Either way, based on the extensive time missed, deGrom is likely going to require three rehab starts, which could leave him another two weeks behind Scherzer, judging by their current paces. Even with the Braves closing the gap recently, there’s obviously no need to rush — keeping them healthy for the remainder of this season (and playoffs) is of paramount importance. “I just got to do me,” Scherzer said of the building anticipation. “I’m cheering along, but he can only go as fast as he can. I can only go as fast as I can. So I’ll pitch when I can pitch.”

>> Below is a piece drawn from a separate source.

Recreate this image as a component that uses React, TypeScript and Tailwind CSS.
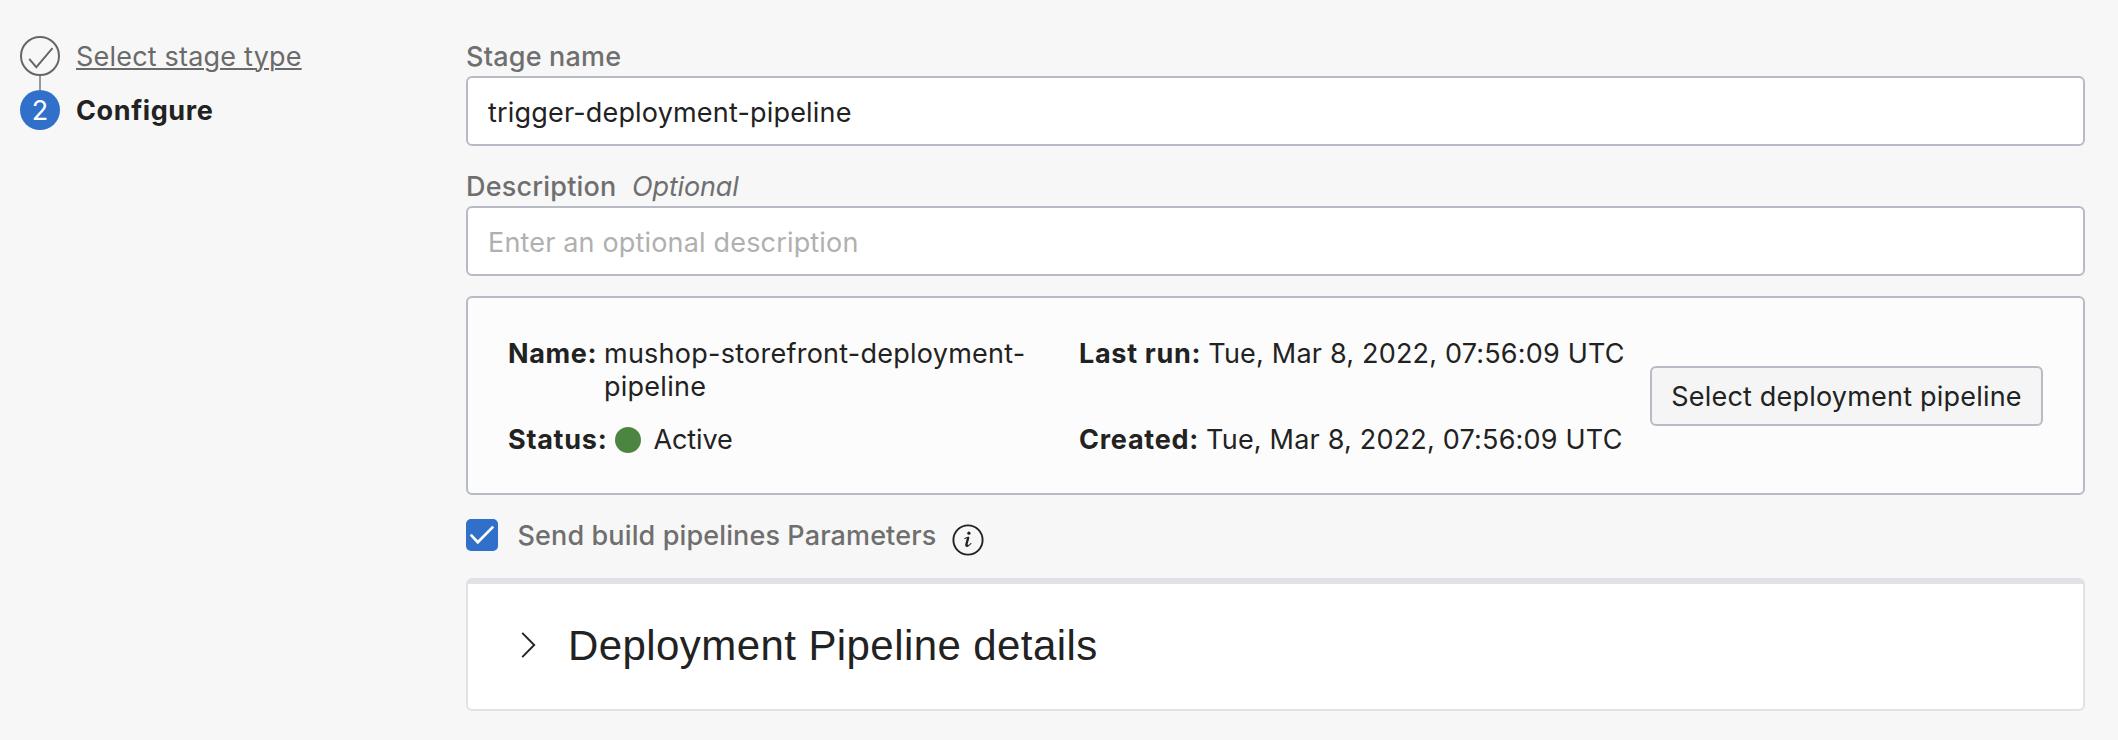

Bassitt’s best performance as a Met dialed back some of the developing urgency that he helped percolate over the past month. Before Scherzer went on the IL, the Mets rotation was tied for first in the majors in WHIP (1.09), fifth in ERA (3.23) and eighth in K/9 ratio (8.84). The three-time Cy Young winner obviously was a huge reason for that, not only because he was 5-1 with a 2.54 ERA, but the in-game coaching from the bench on his off days.
Before Tuesday, since Scherzer’s been on the shelf, the Mets’ starters were a combined 9-7 (the team is 15-8) and ranked 23rd in WHIP (1.45), 24th in ERA (5.26) and 21st in K/9 (8.59). It boggles the mind to think how much those numbers will shrink once Scherzer and deGrom rejoin the rotation in the next few weeks while the Mets get the opportunity to re-inflate their NL East lead.
“I’ve got some very loose dates on everybody,” Buck Showalter said. “And I’ve asked those questions like I’m sure you would, or even a fan would — hey, best-case scenario, worst-case scenario. Try to get a window there.”
As for those Braves, the Mets still have 15 games remaining against their closest pursuer, and the next round isn’t until July 11, followed by a five-game series the first week of August. Scherzer and deGrom should help cool them off by then.